● TASK GOAL: Lines containing the string "that" are to be counted; report the total by itself.

━━ INPUT FOR THIS TASK

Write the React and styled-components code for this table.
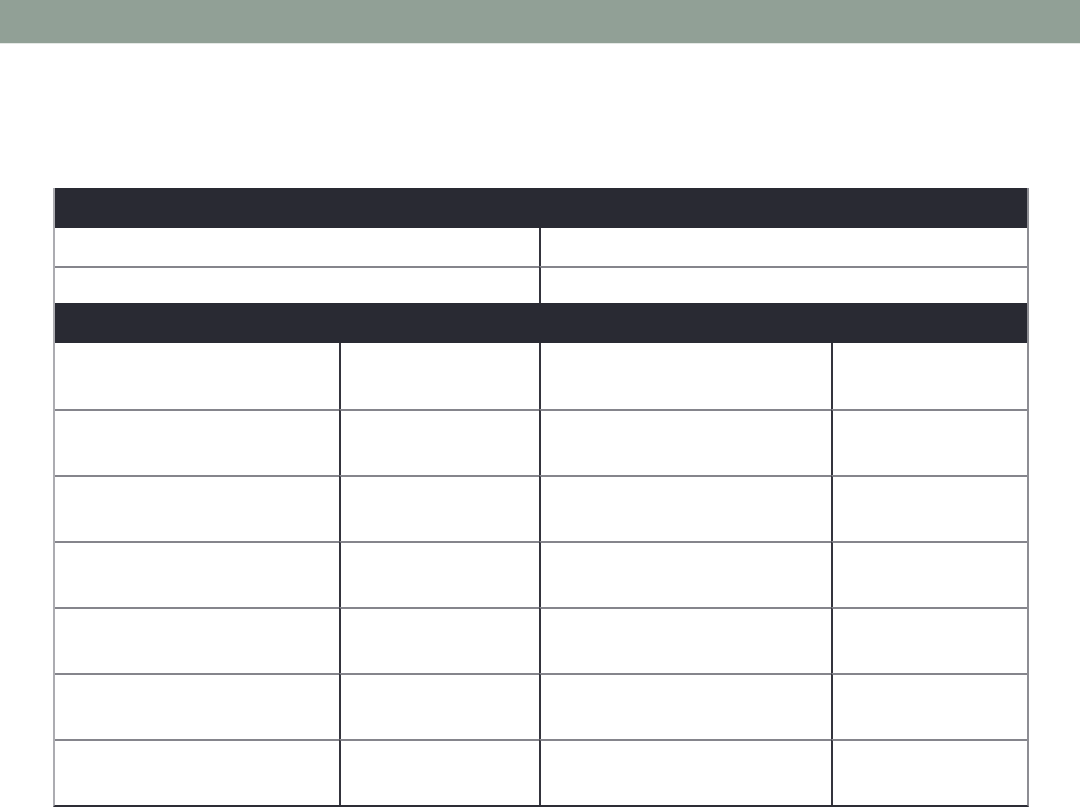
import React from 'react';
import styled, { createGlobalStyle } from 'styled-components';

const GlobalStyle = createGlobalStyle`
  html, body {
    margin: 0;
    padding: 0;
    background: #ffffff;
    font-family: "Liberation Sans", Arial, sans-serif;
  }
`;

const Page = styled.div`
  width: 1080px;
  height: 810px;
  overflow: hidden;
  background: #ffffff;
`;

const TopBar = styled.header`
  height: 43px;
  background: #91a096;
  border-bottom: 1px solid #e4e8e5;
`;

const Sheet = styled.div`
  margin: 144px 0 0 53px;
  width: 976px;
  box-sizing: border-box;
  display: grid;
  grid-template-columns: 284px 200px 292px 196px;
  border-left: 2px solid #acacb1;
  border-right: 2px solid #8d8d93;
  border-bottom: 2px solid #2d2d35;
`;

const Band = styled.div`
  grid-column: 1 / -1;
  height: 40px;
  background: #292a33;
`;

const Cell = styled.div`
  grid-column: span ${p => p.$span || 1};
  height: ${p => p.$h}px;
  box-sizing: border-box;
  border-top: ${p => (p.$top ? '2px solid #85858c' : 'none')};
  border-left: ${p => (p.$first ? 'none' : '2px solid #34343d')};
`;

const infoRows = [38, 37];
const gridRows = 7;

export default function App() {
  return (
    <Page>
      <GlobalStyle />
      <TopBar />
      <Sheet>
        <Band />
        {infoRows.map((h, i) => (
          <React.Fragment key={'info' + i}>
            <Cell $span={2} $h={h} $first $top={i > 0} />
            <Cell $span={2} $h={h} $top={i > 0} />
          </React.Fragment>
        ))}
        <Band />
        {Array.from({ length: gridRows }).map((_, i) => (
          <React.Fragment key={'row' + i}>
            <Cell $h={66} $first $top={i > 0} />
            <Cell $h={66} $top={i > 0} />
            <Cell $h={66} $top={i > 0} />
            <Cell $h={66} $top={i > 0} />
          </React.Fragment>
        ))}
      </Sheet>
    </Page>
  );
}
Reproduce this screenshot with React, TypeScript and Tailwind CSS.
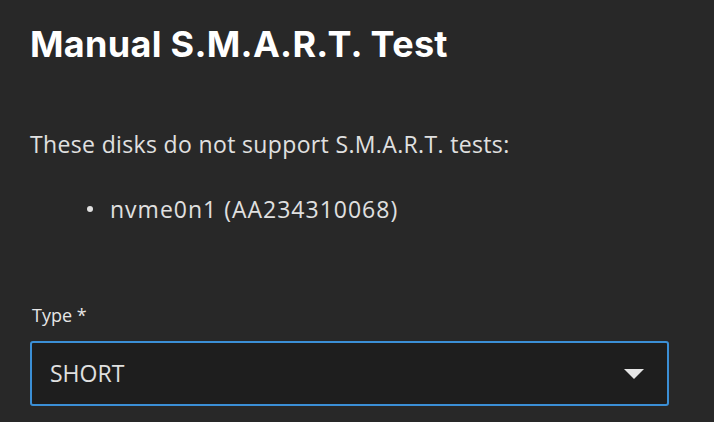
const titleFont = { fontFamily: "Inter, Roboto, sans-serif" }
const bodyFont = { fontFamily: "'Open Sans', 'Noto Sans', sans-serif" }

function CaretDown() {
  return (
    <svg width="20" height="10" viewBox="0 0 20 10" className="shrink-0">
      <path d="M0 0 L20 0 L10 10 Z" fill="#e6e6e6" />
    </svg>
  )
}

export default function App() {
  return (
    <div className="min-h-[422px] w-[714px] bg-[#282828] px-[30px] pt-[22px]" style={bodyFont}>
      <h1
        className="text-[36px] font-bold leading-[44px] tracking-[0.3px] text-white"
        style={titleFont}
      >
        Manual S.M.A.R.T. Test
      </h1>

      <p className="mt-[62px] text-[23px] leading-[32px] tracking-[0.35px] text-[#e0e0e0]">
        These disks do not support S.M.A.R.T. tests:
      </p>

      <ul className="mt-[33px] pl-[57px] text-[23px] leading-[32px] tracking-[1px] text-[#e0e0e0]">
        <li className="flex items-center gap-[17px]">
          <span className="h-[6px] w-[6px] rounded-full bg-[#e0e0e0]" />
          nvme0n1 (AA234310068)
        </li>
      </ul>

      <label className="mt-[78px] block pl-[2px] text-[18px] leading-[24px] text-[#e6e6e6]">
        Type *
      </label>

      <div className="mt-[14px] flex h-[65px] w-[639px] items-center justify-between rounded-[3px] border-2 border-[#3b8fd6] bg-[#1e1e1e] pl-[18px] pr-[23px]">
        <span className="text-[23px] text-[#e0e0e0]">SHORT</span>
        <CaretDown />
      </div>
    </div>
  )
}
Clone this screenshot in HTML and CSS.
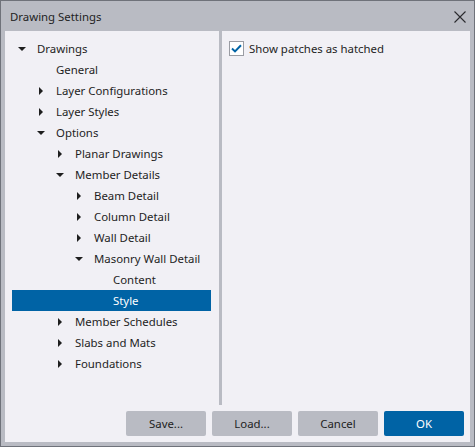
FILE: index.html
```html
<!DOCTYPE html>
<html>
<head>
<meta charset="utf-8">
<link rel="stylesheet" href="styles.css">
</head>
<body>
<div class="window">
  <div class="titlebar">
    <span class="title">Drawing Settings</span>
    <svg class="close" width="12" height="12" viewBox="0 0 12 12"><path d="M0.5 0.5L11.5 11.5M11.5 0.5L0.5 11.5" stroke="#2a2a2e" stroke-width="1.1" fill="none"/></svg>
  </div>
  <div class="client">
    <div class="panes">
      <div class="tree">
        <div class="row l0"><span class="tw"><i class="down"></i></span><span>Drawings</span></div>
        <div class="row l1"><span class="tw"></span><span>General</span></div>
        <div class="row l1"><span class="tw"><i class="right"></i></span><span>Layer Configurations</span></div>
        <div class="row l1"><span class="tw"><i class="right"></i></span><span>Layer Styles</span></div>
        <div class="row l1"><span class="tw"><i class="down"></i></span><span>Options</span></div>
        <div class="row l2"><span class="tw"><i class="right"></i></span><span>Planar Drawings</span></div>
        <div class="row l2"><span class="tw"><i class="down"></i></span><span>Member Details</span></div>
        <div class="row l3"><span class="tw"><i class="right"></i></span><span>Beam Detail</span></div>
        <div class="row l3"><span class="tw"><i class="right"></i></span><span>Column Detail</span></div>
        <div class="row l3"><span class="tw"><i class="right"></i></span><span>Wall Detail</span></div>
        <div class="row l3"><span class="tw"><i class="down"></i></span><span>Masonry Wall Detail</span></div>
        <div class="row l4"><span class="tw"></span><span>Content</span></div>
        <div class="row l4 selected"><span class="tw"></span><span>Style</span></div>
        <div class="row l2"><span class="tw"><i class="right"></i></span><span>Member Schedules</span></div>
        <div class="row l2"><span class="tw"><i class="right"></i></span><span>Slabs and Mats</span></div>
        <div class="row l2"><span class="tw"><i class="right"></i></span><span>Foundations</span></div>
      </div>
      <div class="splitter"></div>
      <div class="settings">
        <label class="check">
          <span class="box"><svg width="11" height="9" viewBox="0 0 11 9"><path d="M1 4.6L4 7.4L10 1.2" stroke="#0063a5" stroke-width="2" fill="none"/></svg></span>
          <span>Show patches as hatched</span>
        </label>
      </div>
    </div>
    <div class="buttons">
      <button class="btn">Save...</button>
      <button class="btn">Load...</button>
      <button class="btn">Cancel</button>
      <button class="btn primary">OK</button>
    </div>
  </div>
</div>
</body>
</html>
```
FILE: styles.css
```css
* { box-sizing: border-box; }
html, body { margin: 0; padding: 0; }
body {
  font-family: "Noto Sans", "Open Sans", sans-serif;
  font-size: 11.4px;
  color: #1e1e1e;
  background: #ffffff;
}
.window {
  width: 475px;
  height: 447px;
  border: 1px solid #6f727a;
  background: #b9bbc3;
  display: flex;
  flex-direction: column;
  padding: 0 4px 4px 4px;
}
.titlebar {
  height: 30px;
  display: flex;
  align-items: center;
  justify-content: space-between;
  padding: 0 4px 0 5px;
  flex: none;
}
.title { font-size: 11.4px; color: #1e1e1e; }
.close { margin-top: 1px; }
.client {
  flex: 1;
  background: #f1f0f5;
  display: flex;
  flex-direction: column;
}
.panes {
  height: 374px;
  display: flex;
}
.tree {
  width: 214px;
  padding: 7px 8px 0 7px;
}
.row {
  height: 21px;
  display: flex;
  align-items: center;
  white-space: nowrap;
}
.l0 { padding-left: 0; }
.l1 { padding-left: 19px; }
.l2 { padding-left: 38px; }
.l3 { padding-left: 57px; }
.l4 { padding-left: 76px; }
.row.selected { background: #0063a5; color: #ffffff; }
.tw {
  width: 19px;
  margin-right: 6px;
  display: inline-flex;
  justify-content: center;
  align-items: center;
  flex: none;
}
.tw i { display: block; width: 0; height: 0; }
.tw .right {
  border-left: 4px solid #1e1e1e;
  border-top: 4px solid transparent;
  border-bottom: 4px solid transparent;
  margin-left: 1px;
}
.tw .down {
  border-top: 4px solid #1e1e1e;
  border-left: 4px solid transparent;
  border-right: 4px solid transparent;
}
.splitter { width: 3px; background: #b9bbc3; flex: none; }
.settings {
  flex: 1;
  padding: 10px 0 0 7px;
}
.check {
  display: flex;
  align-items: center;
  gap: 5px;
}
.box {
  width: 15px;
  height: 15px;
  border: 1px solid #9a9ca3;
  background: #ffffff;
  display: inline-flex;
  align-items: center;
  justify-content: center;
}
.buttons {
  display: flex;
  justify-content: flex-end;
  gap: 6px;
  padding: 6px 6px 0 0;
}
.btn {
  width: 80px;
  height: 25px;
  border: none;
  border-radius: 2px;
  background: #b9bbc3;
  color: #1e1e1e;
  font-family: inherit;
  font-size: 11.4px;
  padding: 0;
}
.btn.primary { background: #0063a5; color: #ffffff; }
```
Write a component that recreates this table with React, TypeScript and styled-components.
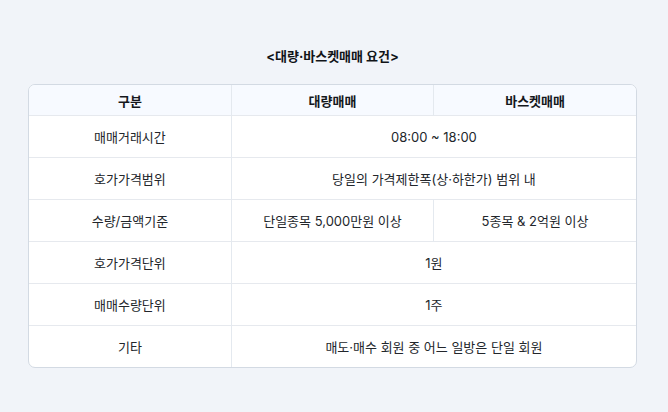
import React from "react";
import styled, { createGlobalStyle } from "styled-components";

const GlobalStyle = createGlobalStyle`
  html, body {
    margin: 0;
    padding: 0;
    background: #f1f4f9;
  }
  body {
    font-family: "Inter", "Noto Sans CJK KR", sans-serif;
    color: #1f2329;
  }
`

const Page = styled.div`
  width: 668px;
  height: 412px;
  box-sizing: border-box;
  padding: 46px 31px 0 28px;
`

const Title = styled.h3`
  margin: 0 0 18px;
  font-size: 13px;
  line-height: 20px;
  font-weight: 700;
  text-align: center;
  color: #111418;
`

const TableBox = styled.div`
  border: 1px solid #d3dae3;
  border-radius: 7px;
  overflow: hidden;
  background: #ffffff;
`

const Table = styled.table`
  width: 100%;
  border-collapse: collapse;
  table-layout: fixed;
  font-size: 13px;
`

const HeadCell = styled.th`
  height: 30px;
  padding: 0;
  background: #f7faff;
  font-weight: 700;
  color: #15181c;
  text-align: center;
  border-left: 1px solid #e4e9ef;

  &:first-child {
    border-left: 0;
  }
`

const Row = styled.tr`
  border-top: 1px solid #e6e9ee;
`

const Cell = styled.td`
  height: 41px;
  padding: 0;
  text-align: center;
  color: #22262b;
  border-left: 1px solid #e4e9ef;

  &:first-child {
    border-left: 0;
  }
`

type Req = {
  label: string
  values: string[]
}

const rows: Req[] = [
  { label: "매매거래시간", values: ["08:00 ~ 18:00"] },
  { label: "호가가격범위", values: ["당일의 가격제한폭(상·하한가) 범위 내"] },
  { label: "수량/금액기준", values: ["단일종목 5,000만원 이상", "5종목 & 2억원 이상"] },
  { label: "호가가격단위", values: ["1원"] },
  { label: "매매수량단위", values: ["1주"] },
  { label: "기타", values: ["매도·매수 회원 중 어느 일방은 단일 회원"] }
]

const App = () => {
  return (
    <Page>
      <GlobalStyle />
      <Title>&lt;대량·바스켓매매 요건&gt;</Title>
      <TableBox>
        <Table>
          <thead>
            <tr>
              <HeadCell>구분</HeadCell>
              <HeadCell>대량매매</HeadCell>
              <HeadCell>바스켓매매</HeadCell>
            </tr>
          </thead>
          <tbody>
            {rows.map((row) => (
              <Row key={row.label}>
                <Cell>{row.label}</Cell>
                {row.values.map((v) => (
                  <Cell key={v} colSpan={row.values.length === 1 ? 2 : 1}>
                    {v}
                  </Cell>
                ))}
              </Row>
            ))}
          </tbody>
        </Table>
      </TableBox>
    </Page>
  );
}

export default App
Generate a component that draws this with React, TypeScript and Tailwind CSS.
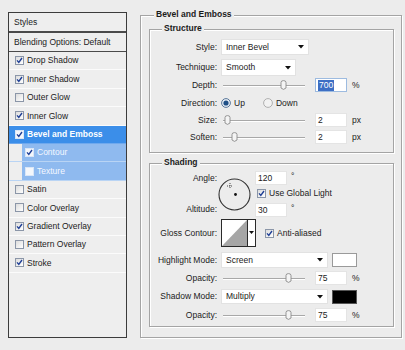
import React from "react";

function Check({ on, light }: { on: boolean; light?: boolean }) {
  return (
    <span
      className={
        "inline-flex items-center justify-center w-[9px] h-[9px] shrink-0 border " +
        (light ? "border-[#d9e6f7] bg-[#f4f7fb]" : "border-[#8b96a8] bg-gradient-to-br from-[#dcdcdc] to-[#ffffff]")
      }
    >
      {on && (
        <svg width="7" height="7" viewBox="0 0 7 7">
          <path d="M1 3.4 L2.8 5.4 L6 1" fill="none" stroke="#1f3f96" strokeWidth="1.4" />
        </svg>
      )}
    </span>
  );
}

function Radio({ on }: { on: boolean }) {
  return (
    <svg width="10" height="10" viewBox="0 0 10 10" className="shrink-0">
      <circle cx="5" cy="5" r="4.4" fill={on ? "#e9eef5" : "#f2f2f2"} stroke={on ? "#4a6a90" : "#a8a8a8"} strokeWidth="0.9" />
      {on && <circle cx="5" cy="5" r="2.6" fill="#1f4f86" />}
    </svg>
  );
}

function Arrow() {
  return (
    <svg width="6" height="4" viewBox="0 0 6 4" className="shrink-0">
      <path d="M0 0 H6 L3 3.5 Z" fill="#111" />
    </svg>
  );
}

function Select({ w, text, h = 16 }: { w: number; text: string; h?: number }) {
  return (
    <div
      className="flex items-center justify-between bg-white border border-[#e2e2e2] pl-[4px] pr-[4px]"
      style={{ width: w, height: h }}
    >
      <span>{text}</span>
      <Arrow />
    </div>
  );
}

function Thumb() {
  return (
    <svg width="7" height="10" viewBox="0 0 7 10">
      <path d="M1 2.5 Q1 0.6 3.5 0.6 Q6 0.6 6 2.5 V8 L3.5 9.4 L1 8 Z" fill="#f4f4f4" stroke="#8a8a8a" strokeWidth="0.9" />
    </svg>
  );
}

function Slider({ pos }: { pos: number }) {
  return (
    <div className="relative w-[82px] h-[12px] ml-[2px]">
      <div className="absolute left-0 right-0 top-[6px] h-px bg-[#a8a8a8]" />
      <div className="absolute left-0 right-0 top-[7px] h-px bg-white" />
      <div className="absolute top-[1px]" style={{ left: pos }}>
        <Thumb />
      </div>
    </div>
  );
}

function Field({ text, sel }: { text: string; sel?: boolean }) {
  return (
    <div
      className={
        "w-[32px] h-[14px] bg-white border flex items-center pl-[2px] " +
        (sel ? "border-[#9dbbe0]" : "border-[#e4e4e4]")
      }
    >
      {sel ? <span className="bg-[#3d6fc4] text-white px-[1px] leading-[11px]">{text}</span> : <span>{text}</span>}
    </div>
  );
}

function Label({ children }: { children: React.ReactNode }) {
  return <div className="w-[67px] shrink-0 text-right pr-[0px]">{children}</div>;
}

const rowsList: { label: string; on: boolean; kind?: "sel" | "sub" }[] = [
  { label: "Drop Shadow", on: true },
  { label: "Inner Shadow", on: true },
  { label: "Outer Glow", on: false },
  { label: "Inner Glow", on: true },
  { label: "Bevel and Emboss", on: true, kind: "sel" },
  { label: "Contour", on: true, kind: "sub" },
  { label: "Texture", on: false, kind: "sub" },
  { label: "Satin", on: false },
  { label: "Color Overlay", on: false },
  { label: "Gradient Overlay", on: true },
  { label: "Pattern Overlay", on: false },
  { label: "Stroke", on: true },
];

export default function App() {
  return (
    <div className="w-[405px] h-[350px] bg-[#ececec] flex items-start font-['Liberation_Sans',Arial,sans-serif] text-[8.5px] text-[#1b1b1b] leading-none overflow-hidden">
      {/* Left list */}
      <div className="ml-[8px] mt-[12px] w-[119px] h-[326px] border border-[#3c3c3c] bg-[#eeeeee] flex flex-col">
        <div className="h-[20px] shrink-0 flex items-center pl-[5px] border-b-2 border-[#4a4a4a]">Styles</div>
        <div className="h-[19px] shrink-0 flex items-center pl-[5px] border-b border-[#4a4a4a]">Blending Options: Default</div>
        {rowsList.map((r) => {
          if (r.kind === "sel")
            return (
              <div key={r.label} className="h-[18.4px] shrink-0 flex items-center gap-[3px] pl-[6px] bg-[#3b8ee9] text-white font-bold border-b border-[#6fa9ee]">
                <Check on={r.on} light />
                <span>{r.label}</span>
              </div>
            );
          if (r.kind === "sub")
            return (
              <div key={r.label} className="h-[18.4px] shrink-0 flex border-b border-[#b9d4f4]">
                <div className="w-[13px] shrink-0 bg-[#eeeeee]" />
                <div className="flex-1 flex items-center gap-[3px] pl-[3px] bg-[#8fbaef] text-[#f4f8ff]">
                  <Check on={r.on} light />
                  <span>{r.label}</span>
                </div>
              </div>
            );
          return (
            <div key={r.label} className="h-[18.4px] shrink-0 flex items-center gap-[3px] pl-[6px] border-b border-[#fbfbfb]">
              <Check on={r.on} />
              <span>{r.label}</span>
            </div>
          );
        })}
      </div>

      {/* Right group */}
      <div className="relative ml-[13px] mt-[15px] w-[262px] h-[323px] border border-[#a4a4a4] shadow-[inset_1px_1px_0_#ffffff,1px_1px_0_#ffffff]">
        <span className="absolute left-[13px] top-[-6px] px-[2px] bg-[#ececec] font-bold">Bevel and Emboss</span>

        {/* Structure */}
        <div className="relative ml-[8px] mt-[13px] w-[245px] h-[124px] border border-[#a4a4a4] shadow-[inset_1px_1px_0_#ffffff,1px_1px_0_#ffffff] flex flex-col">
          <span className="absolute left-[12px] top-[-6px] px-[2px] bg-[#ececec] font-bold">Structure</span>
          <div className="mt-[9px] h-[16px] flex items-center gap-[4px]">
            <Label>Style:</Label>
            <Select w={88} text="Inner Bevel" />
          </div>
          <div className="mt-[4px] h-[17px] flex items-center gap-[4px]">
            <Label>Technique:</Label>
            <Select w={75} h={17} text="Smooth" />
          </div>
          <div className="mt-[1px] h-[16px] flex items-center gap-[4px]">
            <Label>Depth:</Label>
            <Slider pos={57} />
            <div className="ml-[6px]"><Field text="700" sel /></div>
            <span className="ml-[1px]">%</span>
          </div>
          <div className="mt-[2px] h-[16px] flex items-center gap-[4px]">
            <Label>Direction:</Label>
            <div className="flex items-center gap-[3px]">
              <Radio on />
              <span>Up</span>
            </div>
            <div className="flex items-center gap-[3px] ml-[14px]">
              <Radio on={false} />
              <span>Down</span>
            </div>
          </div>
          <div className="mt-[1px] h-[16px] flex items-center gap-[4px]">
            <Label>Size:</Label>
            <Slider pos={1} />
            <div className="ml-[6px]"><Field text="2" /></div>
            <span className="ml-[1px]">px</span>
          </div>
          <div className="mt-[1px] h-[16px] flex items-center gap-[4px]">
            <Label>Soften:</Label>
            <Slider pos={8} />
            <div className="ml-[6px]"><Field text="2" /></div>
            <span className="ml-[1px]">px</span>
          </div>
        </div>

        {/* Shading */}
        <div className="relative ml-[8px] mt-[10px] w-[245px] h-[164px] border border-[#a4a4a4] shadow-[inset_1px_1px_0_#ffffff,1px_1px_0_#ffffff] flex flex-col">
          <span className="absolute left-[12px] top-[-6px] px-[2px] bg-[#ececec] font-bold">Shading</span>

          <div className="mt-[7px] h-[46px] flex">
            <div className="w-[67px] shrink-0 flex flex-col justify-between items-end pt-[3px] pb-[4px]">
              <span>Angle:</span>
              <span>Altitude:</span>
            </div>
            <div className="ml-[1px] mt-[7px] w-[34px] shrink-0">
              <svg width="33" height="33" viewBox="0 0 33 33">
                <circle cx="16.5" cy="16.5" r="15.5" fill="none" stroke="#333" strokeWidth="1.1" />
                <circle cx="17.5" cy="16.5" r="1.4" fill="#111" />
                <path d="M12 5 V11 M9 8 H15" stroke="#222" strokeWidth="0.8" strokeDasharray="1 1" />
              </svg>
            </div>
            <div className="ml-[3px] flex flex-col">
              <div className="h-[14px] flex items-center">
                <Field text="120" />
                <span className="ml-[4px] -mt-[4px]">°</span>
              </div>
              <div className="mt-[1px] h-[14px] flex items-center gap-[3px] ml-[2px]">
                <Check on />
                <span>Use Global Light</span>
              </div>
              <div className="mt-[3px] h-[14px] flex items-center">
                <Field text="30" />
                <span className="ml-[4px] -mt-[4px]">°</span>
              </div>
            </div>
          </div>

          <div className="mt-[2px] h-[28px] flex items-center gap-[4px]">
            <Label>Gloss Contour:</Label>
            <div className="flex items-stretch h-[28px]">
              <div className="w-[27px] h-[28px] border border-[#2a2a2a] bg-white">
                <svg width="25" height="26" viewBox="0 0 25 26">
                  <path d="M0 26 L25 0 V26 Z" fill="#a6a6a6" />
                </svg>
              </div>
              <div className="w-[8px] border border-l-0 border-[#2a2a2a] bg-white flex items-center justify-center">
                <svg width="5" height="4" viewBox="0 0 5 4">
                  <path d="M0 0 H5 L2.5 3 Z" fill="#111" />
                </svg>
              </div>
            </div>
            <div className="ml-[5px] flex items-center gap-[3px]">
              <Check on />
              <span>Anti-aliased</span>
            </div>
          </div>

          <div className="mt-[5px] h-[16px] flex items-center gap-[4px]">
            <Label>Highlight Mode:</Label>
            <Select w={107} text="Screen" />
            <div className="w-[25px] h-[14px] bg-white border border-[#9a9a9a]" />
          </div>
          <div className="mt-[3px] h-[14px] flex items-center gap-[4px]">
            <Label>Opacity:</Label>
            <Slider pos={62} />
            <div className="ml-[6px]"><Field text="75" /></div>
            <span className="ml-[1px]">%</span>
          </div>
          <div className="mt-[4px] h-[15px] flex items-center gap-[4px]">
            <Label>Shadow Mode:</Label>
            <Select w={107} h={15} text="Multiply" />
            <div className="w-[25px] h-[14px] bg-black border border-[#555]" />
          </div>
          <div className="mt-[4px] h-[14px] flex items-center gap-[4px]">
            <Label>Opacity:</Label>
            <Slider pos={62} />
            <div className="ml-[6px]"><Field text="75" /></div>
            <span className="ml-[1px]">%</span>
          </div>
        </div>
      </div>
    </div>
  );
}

━━━━

● TASK SOLUTION: 2